Le 11 avril, à 3 h 15, c'est tout le monde qui s'est mis en grève, pour réclamer 400 F d'augmentation. Dès le jeudi, un piquet de grève s'est mis en place, associant tout le monde à la porte, empêchant les camions de rentrer. L'usine a été rapidement bloquée. Et, malgré la pression de la direction, présente nuit et jour au piquet jusqu'au vendredi matin, pour essayer de faire rentrer ceux qui arrivaient au changement d'équipe, nous avons tenu bon, tous ensemble.

A partir du vendredi matin, la direction décidait de fermer l'usine, mettant en fin de mission les intérimaires. Au piquet, tout le week-end, les discussions ont continué, et nous avons été nombreux à avoir pu échanger les mêmes constats, sur l'aggravation de nos conditions de travail dans tous les secteurs.

Le lundi matin, la direction revenait devant l'usine pour continuer sa pression et faire reprendre le travail. Elle avait mobilisé l'ensemble de son encadrement, qu'on a pu voir, dès 8h30, se disperser dans notre piquet, où nous étions presque 300, pour nous diviser. " Ceux qui veulent travailler se mettent de l'autre côté de la route ", entendait-on de la part de quelques cadres. C'est ainsi que nos camarades intérimaires présents au piquet, parce que la direction les avait fait tous rappeler, se sont vus contraints de rejoindre l'encadrement. Mais notre moral, lui, n'a pas faibli, ni notre détermination.

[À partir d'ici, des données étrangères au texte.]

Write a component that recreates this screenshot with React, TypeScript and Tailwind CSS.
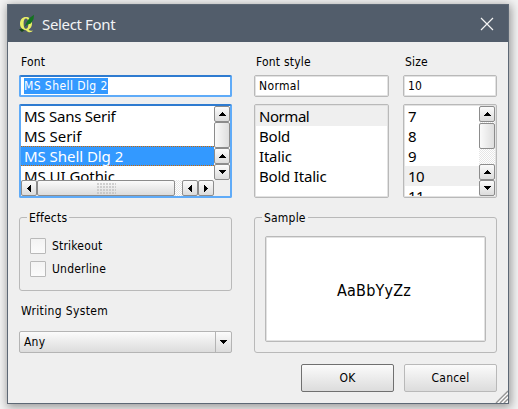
import type { ReactNode } from "react";

const ui = "font-['DejaVu_Sans_Condensed','DejaVu_Sans',sans-serif] text-[12px] font-stretch-condensed tracking-[0.2px]";
const face = "bg-linear-to-b from-[#fbfbfb] to-[#dcdcdc]";

function Label({ children, className = "" }: { children: ReactNode; className?: string }) {
  return <div className={`whitespace-nowrap leading-4 ${className}`}>{children}</div>;
}

function Arrow({ dir }: { dir: "up" | "down" | "left" | "right" }) {
  const d = {
    up: "M4 0h1v1h1v1h1v1h1v1H1V3h1V2h1V1h1z",
    down: "M1 0h7v1H7v1H6v1H5v1H4V3H3V2H2V1H1z",
    left: "M0 4h1V3h1V2h1V1h1v7H3V7H2V6H1V5H0z",
    right: "M0 1h1v1h1v1h1v1h1v1H3v1H2v1H1v1H0z",
  }[dir];
  const wide = dir === "up" || dir === "down";
  return (
    <svg width={wide ? 9 : 4} height={wide ? 4 : 9} shapeRendering="crispEdges">
      <path d={d} />
    </svg>
  );
}

function ArrowButton({ dir }: { dir: "up" | "down" | "left" | "right" }) {
  return (
    <div className={`flex size-4 shrink-0 items-center justify-center rounded-[2px] border border-[#8c8c8c] ${face}`}>
      <Arrow dir={dir} />
    </div>
  );
}

function Row({ children, className = "" }: { children: ReactNode; className?: string }) {
  return <div className={`h-5 shrink-0 whitespace-nowrap pl-[3px] leading-[21px] ${className}`}>{children}</div>;
}

const grayBox = "rounded-[2px] border border-[#b9b9b9] bg-white p-px shadow-[inset_0_0_0_1px_#e2e2e2]";
const blueBox = "rounded-[2px] border-2 border-[#5fabf8] border-t-[#2e7bd0] bg-white";
const list = "h-[94px] font-['Noto_Sans',sans-serif] text-[15px]";
const track = "bg-[repeating-conic-gradient(#e6e6e6_0_25%,#ffffff_0_50%)] bg-size-[2px_2px]";

function Check({ label }: { label: string }) {
  return (
    <div className="flex h-4 items-center">
      <span className="size-4 rounded-[1px] border border-[#b9b9b9] bg-linear-to-b from-[#f3f3f3] to-[#fbfbfb]" />
      <span className="pl-1.5">{label}</span>
    </div>
  );
}

export default function App() {
  return (
    <div className={`h-[409px] w-[518px] overflow-hidden bg-[#f3f3f3] pl-[7px] pt-1 text-black ${ui}`}>
      <div className="relative flex h-[400px] w-[502px] flex-col border border-[#5d6875] bg-[#efefef] shadow-[1px_2px_9px_1px_rgba(0,0,0,0.38)]">
        <header className="flex h-[37px] shrink-0 items-center bg-[#525d6b] pl-[11px] text-[#f2f4f6]">
          <svg width="17" height="20" viewBox="0 0 17 20">
            <path d="M0 15.5l4-1.5 3 1-4 3z" fill="#17451b" />
            <path
              d="M7 3c3.6 0 6 2.7 6 6.6 0 3-1.3 5-3.4 6 .8 1.2 2.2 1.5 4.2.9-.8 2-4.600 2.600-6.700-.3C3.400 16.200 1 13.500 1 9.600 1 5.700 3.400 3 7 3zM7 4.400C5.500 4.400 4.600 6 4.600 9.600s.9 5.200 2.400 5.200 2.400-1.600 2.400-5.200S8.500 4.400 7 4.400z"
              fill="#e9ee66"
              fillRule="evenodd"
            />
            <path d="M5.500 12.500L8 7.500 10.500 4 15 .8l-.5 4.400-2.700 4.300-3 1z" fill="#147320" />
          </svg>
          <span className="pl-1.5 font-['Noto_Sans',sans-serif] text-[15px] leading-5 tracking-[-0.35px]">Select Font</span>
          <svg className="ml-auto mr-[14px]" width="14" height="14">
            <path d="M1 1l12 12M13 1L1 13" stroke="#f4f4f4" strokeWidth="1.2" />
          </svg>
        </header>

        <main className="flex flex-col pl-[11px] pr-[11px] pt-3">
          <div className="flex h-[144px]">
            <section className="w-[213px]">
              <Label className="pl-0.5">Font</Label>
              <div className={`mt-[5px] flex h-[22px] items-center pl-[3px] tracking-[0.42px] ${blueBox}`}>
                <span className="h-4 bg-[#3399ff] leading-4 text-white">MS Shell Dlg 2</span>
              </div>
              <div className={`mt-[7px] flex flex-col ${blueBox} ${list}`}>
                <div className="flex h-[74px]">
                  <div className="w-[193px] overflow-hidden tracking-[-0.05px]">
                    <Row className="tracking-[-0.25px]">MS Sans Serif</Row>
                    <Row>MS Serif</Row>
                    <Row className="border-y border-dotted border-[#cc6600] bg-[#3399ff] leading-[19px]! text-white">MS Shell Dlg 2</Row>
                    <Row>MS UI Gothic</Row>
                  </div>
                  <div className="flex w-4 flex-col">
                    <ArrowButton dir="up" />
                    <div className="h-[26px] rounded-[2px] border border-[#8c8c8c] bg-linear-to-r from-[#fafafa] to-[#dedede]" />
                    <ArrowButton dir="up" />
                    <ArrowButton dir="down" />
                  </div>
                </div>
                <div className="flex h-4 bg-[#efefef]">
                  <ArrowButton dir="left" />
                  <div className={`flex w-[138px] items-center justify-center rounded-[2px] border border-[#8c8c8c] ${face}`}>
                    <span className="h-[11px] w-[19px] bg-[radial-gradient(circle_at_1px_1px,#c2c2c2_0.6px,transparent_1px)] bg-size-[3px_3px]" />
                  </div>
                  <div className={`w-[7px] ${track}`} />
                  <ArrowButton dir="left" />
                  <ArrowButton dir="right" />
                </div>
              </div>
            </section>

            <section className="ml-[22px] w-[135px]">
              <Label className="pl-0.5">Font style</Label>
              <div className={`mt-[5px] flex h-[22px] items-center pl-1 tracking-[0.35px] ${grayBox}`}>Normal</div>
              <div className={`mt-[7px] overflow-hidden tracking-[-0.2px] ${grayBox} ${list}`}>
                <Row className="bg-[#efefef] tracking-[-0.45px]">Normal</Row>
                <Row>Bold</Row>
                <Row>Italic</Row>
                <Row>Bold Italic</Row>
              </div>
            </section>

            <section className="ml-[14px] w-[94px]">
              <Label className="pl-0.5">Size</Label>
              <div className={`mt-[5px] flex h-[22px] items-center pl-1 ${grayBox}`}>10</div>
              <div className={`mt-[7px] flex tracking-[-0.6px] ${grayBox} ${list}`}>
                <div className="w-[74px] overflow-hidden">
                  <Row>7</Row>
                  <Row>8</Row>
                  <Row>9</Row>
                  <Row className="bg-[#efefef]">10</Row>
                  <Row>11</Row>
                </div>
                <div className={`flex w-4 flex-col ${track}`}>
                  <ArrowButton dir="up" />
                  <div className="mt-px h-[26px] rounded-[2px] border border-[#8c8c8c] bg-linear-to-r from-[#fafafa] to-[#dedede]" />
                  <div className="grow" />
                  <ArrowButton dir="up" />
                  <ArrowButton dir="down" />
                </div>
              </div>
            </section>
          </div>

          <div className="mt-[19px] flex">
            <section className="w-[213px]">
              <div className="relative h-[74px] rounded-[3px] border border-[#b9b9b9] pl-2.5 pt-5">
                <span className="absolute -top-2 left-[7px] bg-[#efefef] px-0.5 leading-4">Effects</span>
                <Check label="Strikeout" />
                <div className="h-[7px]" />
                <Check label="Underline" />
              </div>
              <Label className="mt-3 pl-0.5 tracking-[0.35px]">Writing System</Label>
              <div className={`mt-3 flex h-[22px] items-center rounded-[2px] border border-[#b4b4b4] pl-1 ${face}`}>
                <span className="grow">Any</span>
                <span className="flex h-full w-4 items-center justify-center border-l border-[#b4b4b4]">
                  <Arrow dir="down" />
                </span>
              </div>
            </section>
            <section className="relative ml-[22px] h-[136px] w-[243px] rounded-[3px] border border-[#b9b9b9] px-2.5 pt-[18px]">
              <span className="absolute -top-2 left-[7px] bg-[#efefef] px-0.5 leading-4">Sample</span>
              <div className={`flex h-[106px] items-center justify-center pt-1! pr-1! text-[16px] ${grayBox}`}>AaBbYyZz</div>
            </section>
          </div>

          <footer className="mt-[11px] flex justify-end gap-2.5">
            <button className={`h-7 w-[93px] rounded-[2px] border border-[#707070] ${face}`}>OK</button>
            <button className={`h-7 w-[93px] rounded-[2px] border border-[#b9b9b9] ${face}`}>Cancel</button>
          </footer>
        </main>
        <svg className="absolute bottom-0 right-0" width="13" height="13">
          <path d="M1 13L13 1M5 13L13 5M9 13L13 9" stroke="#949494" strokeWidth="1.3" />
          <path d="M3 13L13 3M7 13L13 7M11 13L13 11" stroke="#ffffff" strokeWidth="1" />
        </svg>
      </div>
    </div>
  );
}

Chaque jour, nous voyions, en face de nous, l' encadrement et les intérimaires, payés à jouer au foot sur le terrain de sport à côté de l'usine, alors que la direction refusait toujours de céder 400 F d'augmentation. Elle s'est fendue de belles déclarations dans les journaux, se prétendant au bord du dépôt de bilan, allant jusqu'à organiser deux manifestations de non-grévistes, qui ont notamment bloqué la Nationale 20, pour réclamer la levée du piquet et le droit d'aller travailler. Et la presse locale s'est largement fait le relais de la direction, reprenant ses propos, allant même jusqu'à écrire que " 50 grévistes bloquaient l'ensemble de l'usine ".

Les manoeuvres de la direction n'ont pas marché. Au piquet, nous sommes restés solidaires et déterminés, jusqu'au jeudi soir 18 avril. Certes, nous avons levé le piquet en obtenant moins que prévu, 2,15 % au lieu des 1,5 du départ. La direction n'a pas cédé à nos revendications. Nous sommes cependant contents de nous être fait entendre, contents d'avoir imposé huit jours de grève pendant lesquels nous nous sommes fait respecter. Nous avons fait grève pour nos salaires, certes, mais aussi pour notre dignité.